77% of Mobile Payments Among Debit Users are on Apple Pay: Study

Juniper Research also predicted that Apple will account for about 50% of all OEM pay users globally by 2020.

Apple pay.

Apple Pay has captured the lion’s share of payments among debit card users with mobile wallets, according to new data from Auriemma Consulting Group.

The payments and lending advisory firm’s study of debit card issuers found that 77% of mobile wallet transactions used Apple Pay. Samsung Pay made up 17% of mobile wallet transactions among debit card users, and Google Pay made up just 6%.

“The high adoption rate among debit card users may come down to demographics,” Auriemma Debit Management Roundtable Director Anita Solaman said. “Apple users skew younger, and younger consumers are more likely to be debit users.”

The study also found that despite Apple Pay’s massive market share among debit card users, Samsung Pay users were the most engaged, making 7.3 transactions per month on average, compared to 5.5 transactions per month for Apple Pay and Google Pay users.

Part of the reason may be that Samsung Pay works with NFC card readers, as well as with the traditional magstripe card readers that many merchants still use. Apple Pay and Google Pay only work with NFC card readers, the study said.

Nonetheless, Auriemma Consulting Group also said Apple Pay’s first-to-market status likely has contributed to its dominance.

Since then, mobile wallets such as Apple Pay, Samsung Pay, and Google Pay have become a way for credit unions and other debit card issuers to join the mobile payments fray without having to develop their own apps. In turn, some credit unions and other financial institutions have focused on driving adoption of Apple Pay and its competitors — many even help members add their debit cards to the mobile wallets on their devices, the firm noted.

“Provisioning a card has become part of the onboarding process,” Solaman added. “Banks are making it even more seamless to add a card to the mobile wallet to spur adoption and usage.”

The mobile payments market is still tiny, making up just 0.6% of debit card transactions in the second quarter of 2018, according to the study.

The share of debit transactions made via mobile wallets increased 75% year over year, however.

“Roadmaps for 2019 are all about digital, friction removal and customer experience,” Solaman said. “For many debit card issuers, mobile wallets are a key part of that strategy.”

The Auriemma Consulting Group study is the latest is a string of research suggesting that mobile wallets are on the brink of going mainstream with consumers.

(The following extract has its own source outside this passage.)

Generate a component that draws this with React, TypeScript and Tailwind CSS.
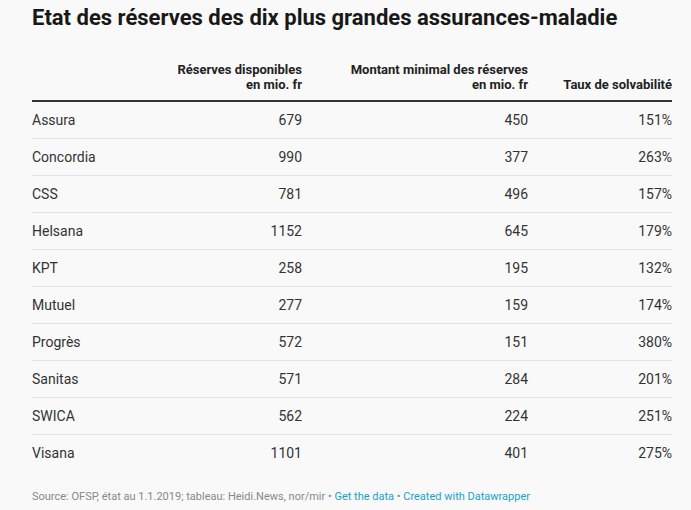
const rows = [
  { name: "Assura", dispo: "679", min: "450", taux: "151%" },
  { name: "Concordia", dispo: "990", min: "377", taux: "263%" },
  { name: "CSS", dispo: "781", min: "496", taux: "157%" },
  { name: "Helsana", dispo: "1152", min: "645", taux: "179%" },
  { name: "KPT", dispo: "258", min: "195", taux: "132%" },
  { name: "Mutuel", dispo: "277", min: "159", taux: "174%" },
  { name: "Progrès", dispo: "572", min: "151", taux: "380%" },
  { name: "Sanitas", dispo: "571", min: "284", taux: "201%" },
  { name: "SWICA", dispo: "562", min: "224", taux: "251%" },
  { name: "Visana", dispo: "1101", min: "401", taux: "275%" },
];

export default function App() {
  return (
    <div className="w-[691px] h-[510px] bg-[#f9f9f9] px-8 text-[#333] font-['Roboto',sans-serif] overflow-hidden">
      <h1 className="pt-[6px] text-[22px] leading-[24px] font-bold text-[#181818]">
        Etat des réserves des dix plus grandes assurances-maladie
      </h1>

      <table className="mt-[21px] w-[640px] border-collapse table-fixed">
        <colgroup>
          <col className="w-[128px]" />
          <col className="w-[142px]" />
          <col className="w-[226px]" />
          <col className="w-[144px]" />
        </colgroup>
        <thead>
          <tr className="border-b-2 border-[#333]">
            <th className="h-[50px]"></th>
            <th className="align-bottom pb-[8px] text-right text-[13px] leading-[15px] font-bold text-[#222]">
              Réserves disponibles
              <br />
              en mio. fr
            </th>
            <th className="align-bottom pb-[8px] text-right text-[13px] leading-[15px] font-bold text-[#222]">
              Montant minimal des réserves
              <br />
              en mio. fr
            </th>
            <th className="align-bottom pb-[8px] text-right text-[13px] leading-[15px] font-bold text-[#222]">
              Taux de solvabilité
            </th>
          </tr>
        </thead>
        <tbody>
          {rows.map((r, i) => (
            <tr
              key={r.name}
              className={i < rows.length - 1 ? "border-b border-[#e4e4e4]" : ""}
            >
              <td className="h-[37px] text-[14px] leading-[16px] text-left">{r.name}</td>
              <td className="text-[14px] leading-[16px] text-right">{r.dispo}</td>
              <td className="text-[14px] leading-[16px] text-right">{r.min}</td>
              <td className="text-[14px] leading-[16px] text-right">{r.taux}</td>
            </tr>
          ))}
        </tbody>
      </table>

      <div className="mt-[19px] text-[11px] leading-[14px] text-[#888]">
        Source: OFSP, état au 1.1.2019; tableau: Heidi.News, nor/mir •{" "}
        <span className="text-[#18a1cd]">Get the data</span> •{" "}
        <span className="text-[#18a1cd]">Created with Datawrapper</span>
      </div>
    </div>
  );
}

A separate mobile payments study by Juniper Research, for instance, recently projected that 30% of in-store purchases will be made the contactless payment cards and mobile wallets by 2020.

Mobile wallet options from Apple, Samsung, Google and similar “OEM pay wallets” will likely drive most of the growth in the mobile contactless payment market, reaching 450 million users by 2020, it added.

Juniper Research also predicted that Apple will account for about 50% of all OEM pay users globally by 2020.

Merchants may be less enthused about mobile wallets, however. Another recent survey of almost 600 merchants found that between 2017 and 2018, the percentage accepting Apple Pay fell from 48% to 35% and the percentage accepting Google Pay sank from 38% to 25%.